Aan de Belgische kust kunnen we twee types onderscheiden. Een gevel die volledig bezet is met witte of beige keramiektegels, soms ondersteund met gekleurde baksteen, wordt vooral gekozen omwille van zijn gebruiksvriendelijkheid en zijn duurzaamheid in dit zeeklimaat. Vele huizen in de kuststeden, niet noodzakelijk op de dijk, beschikken over een terras waarvan de muren vaak helemaal bezet zijn. Deze decors variëren van heel eenvoudig tot heel gesofistikeerd.
De openbare besturen ontdekten eveneens de bruikbaarheid van de keramiek en bestelden soms hele decors voor hun gebouwen (zoals scholen, gemeentehuizen, postgebouwen, enz.) en zelfs voor urinoirs of herdenkingstekens.
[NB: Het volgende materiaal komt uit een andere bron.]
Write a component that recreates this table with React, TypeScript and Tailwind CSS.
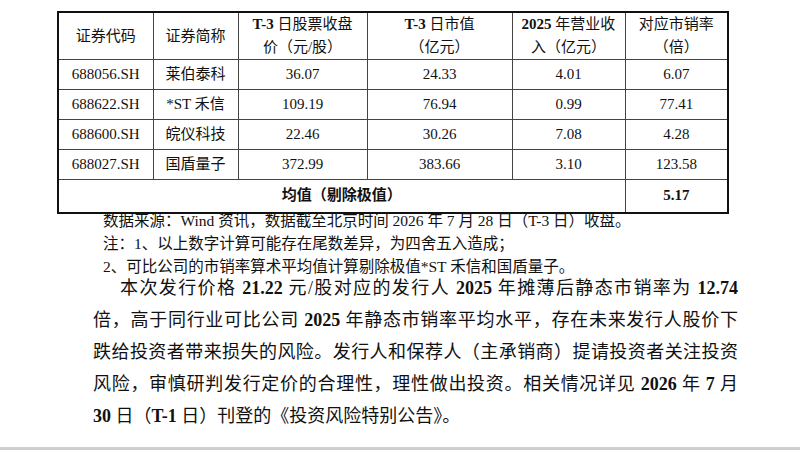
import React from "react";

const F = { fontFamily: '"Liberation Serif", "Noto Sans CJK SC", serif' };

const rows = [
  ["688056.SH", "莱伯泰科", "36.07", "24.33", "4.01", "6.07"],
  ["688622.SH", "*ST 禾信", "109.19", "76.94", "0.99", "77.41"],
  ["688600.SH", "皖仪科技", "22.46", "30.26", "7.08", "4.28"],
  ["688027.SH", "国盾量子", "372.99", "383.66", "3.10", "123.58"],
];

const cell = "border border-[#444] text-center align-middle p-0";

function Line({ children, last }: { children: React.ReactNode; last?: boolean }) {
  return (
    <div
      className={
        "h-[32px] leading-[32px] whitespace-nowrap " +
        (last ? "text-left" : "text-justify [text-align-last:justify]")
      }
    >
      {children}
    </div>
  );
}

export default function App() {
  return (
    <div className="w-[800px] h-[450px] bg-white text-[#111] overflow-hidden relative border-b-[3px] border-[#cfcfcf]" style={F}>
      <div className="pt-[11px] pl-[57px]">
        <table className="border-collapse border-2 border-[#111] text-[15px] leading-[23px] table-fixed w-[670px]">
          <colgroup>
            <col className="w-[95px]" />
            <col className="w-[85px]" />
            <col className="w-[129px]" />
            <col className="w-[145px]" />
            <col className="w-[113px]" />
            <col className="w-[103px]" />
          </colgroup>
          <tbody>
            <tr className="h-[47px]">
              <td className={cell}>证券代码</td>
              <td className={cell}>证券简称</td>
              <td className={cell}>
                <b>T-3</b> 日股票收盘<br />价（元/股）
              </td>
              <td className={cell}>
                <b>T-3</b> 日市值<br />（亿元）
              </td>
              <td className={cell}>
                <b>2025</b> 年营业收<br />入（亿元）
              </td>
              <td className={cell}>
                对应市销率<br />（倍）
              </td>
            </tr>
            {rows.map((r, i) => (
              <tr key={i} className="h-[30px]">
                {r.map((c, j) => (
                  <td key={j} className={cell}>{c}</td>
                ))}
              </tr>
            ))}
            <tr className="h-[33px]">
              <td colSpan={5} className={cell + " font-semibold"}>均值（剔除极值）</td>
              <td className={cell + " font-bold"}>5.17</td>
            </tr>
          </tbody>
        </table>
      </div>
      <div className="pl-[103px] -mt-[5px] text-[15.5px]">
        <div className="h-[23px] leading-[23px] whitespace-nowrap">数据来源：Wind 资讯，数据截至北京时间 2026 年 7 月 28 日（T-3 日）收盘。</div>
        <div className="h-[23px] leading-[23px] whitespace-nowrap">注：1、以上数字计算可能存在尾数差异，为四舍五入造成；</div>
        <div className="h-[23px] leading-[23px] whitespace-nowrap">2、可比公司的市销率算术平均值计算剔除极值*ST 禾信和国盾量子。</div>
      </div>
      <div className="ml-[93px] w-[645px] -mt-[6px] text-[18px]">
        <div className="pl-[27px]">
          <Line>
            本次发行价格 <b>21.22</b> 元/股对应的发行人 <b>2025</b> 年摊薄后静态市销率为 <b>12.74</b>
          </Line>
        </div>
        <Line>
          倍，高于同行业可比公司 <b>2025</b> 年静态市销率平均水平，存在未来发行人股价下
        </Line>
        <Line>跌给投资者带来损失的风险。发行人和保荐人（主承销商）提请投资者关注投资</Line>
        <Line>
          风险，审慎研判发行定价的合理性，理性做出投资。相关情况详见 <b>2026</b> 年 <b>7</b> 月
        </Line>
        <Line last>
          <b>30</b> 日（<b>T-1</b> 日）刊登的《投资风险特别公告》。
        </Line>
      </div>
    </div>
  );
}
Van de zwembaden of openbare wasgelegenheden zijn maar weinig getuigen overgebleven.
Ook in feestzalen en theaters werd vaak keramiek gebruik, soms met heel grote ensembles. Ten slotte vindt men keramiek ook terug in sommige religieuze gebouwen, met name in de kruiswegen.
Gedurende meer dan een halve eeuw dringt keramiek binnen in de architectuur. Zij brengt zo kleur en variatie en onderstreept de verschillende stijlen van het eclecticisme, de weelderigheid van de Art nouveau of de strenge geometrische vormen van de Art deco. Keramiek is zo de weerspiegeling van de stilistische zoektochten van haar tijd.